António Teles de Meneses, 1st Count of Vila Pouca de Aguiar (c. 1600–July 1657) was a Portuguese nobleman and colonial administrator.

==Biography==
Initially he served as captain of Diu, as general of the rowing and high-board armadas, then he was appointed 46th Governor of India in 1639, where he remained until 1640.

He should have returned at the end of that year to the Kingdom of Portugal, as History describes him as being one of the Forty Conjured who, in the revolution of 1 December 1640, reestablished the independence of Portugal in relation to the yoke of Castile.

He took office in Bahia as the 18th governor of Brazil on 26 December 1647.

He was the first count of Vila Pouca de Aguiar and had the task of helping the captaincy in the threat of colonel Sigismund van Schkoppe, to evict him from the city of Salvador, using the galleon Bom Jesus de Portugal to direct it. This plus the remaining beleaguered Dutch, who ended up abandoning the captaincy to go and help Pernambuco. The combination of diplomatic and military efforts resulted in the battle of Guararapes on 19 April 1648, in which the Dutch were defeated. The event marked the government of the Count of Vila Pouca.

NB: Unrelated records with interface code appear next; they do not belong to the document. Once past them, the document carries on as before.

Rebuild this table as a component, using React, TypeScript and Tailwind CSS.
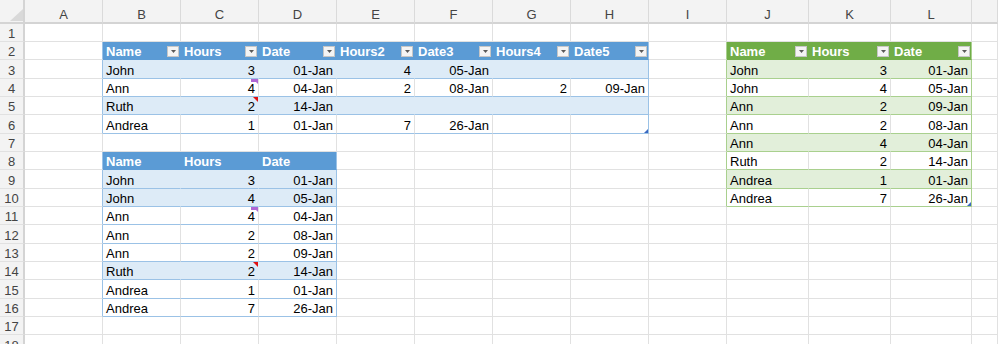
import React from 'react';

type Theme = {
  head: string;
  headR: string;
  headB: string;
  band: string;
  bandR: string;
  lineB: string;
  lineR: string;
};

const BLUE: Theme = {
  head: 'bg-[#5b9bd5]',
  headR: 'border-r-[#5b9bd5]',
  headB: 'border-b-[#5b9bd5]',
  band: 'bg-[#ddebf7]',
  bandR: 'border-r-[#ddebf7]',
  lineB: 'border-b-[#9bc2e6]',
  lineR: 'border-r-[#9bc2e6]',
};

const GREEN: Theme = {
  head: 'bg-[#70ad47]',
  headR: 'border-r-[#70ad47]',
  headB: 'border-b-[#70ad47]',
  band: 'bg-[#e2efda]',
  bandR: 'border-r-[#e2efda]',
  lineB: 'border-b-[#a9d08e]',
  lineR: 'border-r-[#a9d08e]',
};

const GRID_R = 'border-r-[#e1e1e1]';
const GRID_B = 'border-b-[#e1e1e1]';

type CellInfo = {
  text?: string;
  right?: boolean;
  header?: boolean;
  bg?: string;
  bR?: string;
  bB?: string;
  filter?: boolean;
  comment?: 'purple' | 'red';
  handle?: boolean;
};

const cells: Record<string, CellInfo> = {};
const key = (c: number, r: number) => `${c}-${r}`;
function set(c: number, r: number, info: CellInfo) {
  cells[key(c, r)] = { ...(cells[key(c, r)] || {}), ...info };
}

function addTable(
  theme: Theme,
  col0: number,
  row0: number,
  headers: string[],
  rows: string[][],
  bands: boolean[],
  filter: boolean,
  handle: boolean
) {
  const last = headers.length - 1;
  for (let r = row0; r <= row0 + rows.length; r++) set(col0 - 1, r, { bR: theme.lineR });
  headers.forEach((h, j) =>
    set(col0 + j, row0, {
      text: h,
      header: true,
      bg: theme.head,
      bR: j === last ? theme.lineR : theme.headR,
      bB: theme.headB,
      filter,
    })
  );
  rows.forEach((row, i) =>
    row.forEach((v, j) => {
      const band = bands[i];
      set(col0 + j, row0 + 1 + i, {
        text: v,
        right: j > 0,
        bg: band ? theme.band : 'bg-white',
        bR: j === last ? theme.lineR : band ? theme.bandR : GRID_R,
        bB: theme.lineB,
      });
    })
  );
  if (handle) set(col0 + last, row0 + rows.length, { handle: true });
}

addTable(
  BLUE,
  1,
  2,
  ['Name', 'Hours', 'Date', 'Hours2', 'Date3', 'Hours4', 'Date5'],
  [
    ['John', '3', '01-Jan', '4', '05-Jan', '', ''],
    ['Ann', '4', '04-Jan', '2', '08-Jan', '2', '09-Jan'],
    ['Ruth', '2', '14-Jan', '', '', '', ''],
    ['Andrea', '1', '01-Jan', '7', '26-Jan', '', ''],
  ],
  [true, false, true, false],
  true,
  true
);

addTable(
  BLUE,
  1,
  8,
  ['Name', 'Hours', 'Date'],
  [
    ['John', '3', '01-Jan'],
    ['John', '4', '05-Jan'],
    ['Ann', '4', '04-Jan'],
    ['Ann', '2', '08-Jan'],
    ['Ann', '2', '09-Jan'],
    ['Ruth', '2', '14-Jan'],
    ['Andrea', '1', '01-Jan'],
    ['Andrea', '7', '26-Jan'],
  ],
  [true, true, false, false, false, true, false, false],
  false,
  false
);

addTable(
  GREEN,
  9,
  2,
  ['Name', 'Hours', 'Date'],
  [
    ['John', '3', '01-Jan'],
    ['John', '4', '05-Jan'],
    ['Ann', '2', '09-Jan'],
    ['Ann', '2', '08-Jan'],
    ['Ann', '4', '04-Jan'],
    ['Ruth', '2', '14-Jan'],
    ['Andrea', '1', '01-Jan'],
    ['Andrea', '7', '26-Jan'],
  ],
  [true, false, true, false, true, false, true, false],
  true,
  true
);

set(2, 4, { comment: 'purple' });
set(2, 5, { comment: 'red' });
set(2, 11, { comment: 'purple' });
set(2, 14, { comment: 'red' });

const LETTERS = ['A', 'B', 'C', 'D', 'E', 'F', 'G', 'H', 'I', 'J', 'K', 'L', ''];
const ROWS = Array.from({ length: 18 }, (_, i) => i + 1);

function FilterButton() {
  return (
    <div className="absolute right-[1px] bottom-[2px] w-[12px] h-[11px] bg-[#f4f4f4] border border-[#c6c6c6] flex items-center justify-center">
      <svg width="5" height="3" viewBox="0 0 5 3">
        <polygon points="0,0 5,0 2.5,3" fill="#595959" />
      </svg>
    </div>
  );
}

function Cell({ c, r }: { c: number; r: number }) {
  const info = cells[key(c, r)] || {};
  const bg = info.bg ?? 'bg-white';
  const bR = info.bR ?? GRID_R;
  const bB = info.bB ?? GRID_B;
  const align = info.right ? 'justify-end' : 'justify-start';
  const txt = info.header ? 'font-bold text-white' : 'text-black';
  return (
    <div className={`relative flex items-end border-r border-b px-[3px] whitespace-nowrap ${bg} ${bR} ${bB} ${align} ${txt}`}>
      {info.text ? <span>{info.text}</span> : null}
      {info.filter ? <FilterButton /> : null}
      {info.comment === 'purple' ? (
        <svg className="absolute top-0 right-0" width="7" height="5" viewBox="0 0 7 5">
          <path d="M0 0H7V5L5 3H0Z" fill="#b066d4" />
        </svg>
      ) : null}
      {info.comment === 'red' ? (
        <svg className="absolute top-0 right-0" width="5" height="5" viewBox="0 0 5 5">
          <polygon points="0,0 5,0 5,5" fill="#e01010" />
        </svg>
      ) : null}
      {info.handle ? (
        <svg className="absolute bottom-0 right-0" width="4" height="4" viewBox="0 0 4 4">
          <polygon points="4,0 4,4 0,4" fill="#3b68c0" />
        </svg>
      ) : null}
    </div>
  );
}

export default function App() {
  return (
    <div className="w-[998px] h-[344px] overflow-hidden bg-white font-['Liberation_Sans',Arial,sans-serif] text-[13px] leading-[15px]">
      <div className="grid grid-cols-[25px_repeat(9,78px)_82px_82px_81px_1fr] grid-rows-[24px_18px_18px_19px_18px_18px_19px_18px_18px_19px_18px_18px_19px_18px_18px_19px_18px_18px_19px]">
        {/* corner */}
        <div className="relative bg-[#f3f3f3] border-r-2 border-b-2 border-r-[#d4d4d4] border-b-[#d4d4d4]">
          <svg className="absolute right-0 bottom-[1px]" width="13" height="12" viewBox="0 0 13 12">
            <polygon points="13,0 13,12 0,12" fill="#d9d9d9" />
          </svg>
        </div>
        {LETTERS.map((l, i) => (
          <div
            key={`h${i}`}
            className="flex items-end justify-center bg-[#f3f3f3] border-r border-b-2 border-r-[#dadada] border-b-[#d4d4d4] text-[#444444]"
          >
            {l}
          </div>
        ))}
        {ROWS.map((r) => (
          <React.Fragment key={`r${r}`}>
            <div className="flex items-end justify-center bg-[#f3f3f3] border-r-2 border-b border-r-[#d4d4d4] border-b-[#e1e1e1] text-[#444444]">
              {r}
            </div>
            {LETTERS.map((_, c) => (
              <Cell key={`c${c}-${r}`} c={c} r={r} />
            ))}
          </React.Fragment>
        ))}
      </div>
    </div>
  );
}
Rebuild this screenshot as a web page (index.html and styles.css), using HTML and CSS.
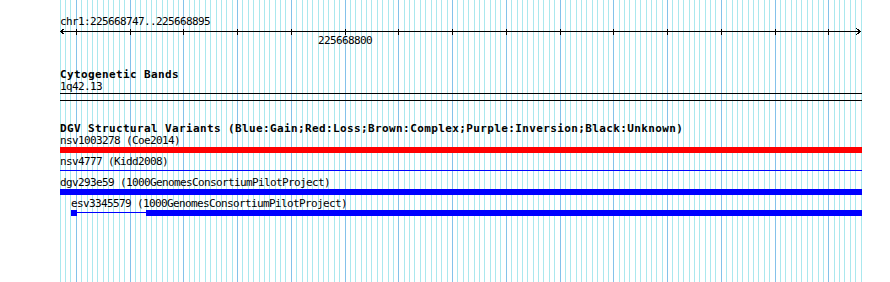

It was also during his government that the General Company of Commerce of Brazil was created in Lisbon along similar lines to those of the Dutch West India Company.

After governing Brazil, he provided relief to Angola, where he was governor until 1652.

Upon returning to the Kingdom, he was appointed major ensign of D. João IV of Portugal and, again, viceroy of India, functions that he never performed as he was surprised by death while traveling to India to take up the new position.

Upon the king's death in 1656, he was one of the nobles who carried the sovereign's coffin.

In several lands of Portugal, says Veríssimo Serrão in «História de Portugal», volume V, page 115, "they made waves of men for their armada. In Coimbra and Esgueira there were soldiers who fled and others who excused themselves, citing that they were responsible for their widowed fathers and mothers. (...) At the same time, prisoners exiled from Limoeiro were ordered to embark for Maranhão, due to the lack of people in that captaincy (decree of 30 July 1648)".

==Viceroy (1657)==
To face the Dutch offensive against the Portuguese State of India, in 1657, the Regent and her ministers decided to take the necessary measure: the reconstitution of the Portuguese India Armadas. António Teles de Meneses was appointed to the position of Viceroy, one of the rare sea chiefs that existed in Portugal. The armada left Lisbon on 4 April, but Meneses died during the journey. The armada reached Mormugao on 5 September and the Mandovi bar two days later.

== Genealogical data ==
D. António Teles de Meneses was the fifth son of Rui Teles de Meneses (c. 1560¬1616), 8th lord of Unhão, and of D. Mariana da Silveira.

He married twice, but had no legitimate descendants.
- 1st with D. Maria de Castelo Branco, heir daughter of D. Jorge de Castelo Branco, who was captain of Ormuz, and D. Maria de Mendonça.
- 2nd with his cousin D. Helena de Castro, daughter of Álvaro da Silveira, knight of the Order of Christ, and D. Ana de Castro.

He only had one son, illegitimate, from D. Maria Landrove, D. Aires Teles de Meneses. He would later join D. Joana Maria de Castro, who was the 2nd Countess of Vila Pouca de Aguiar.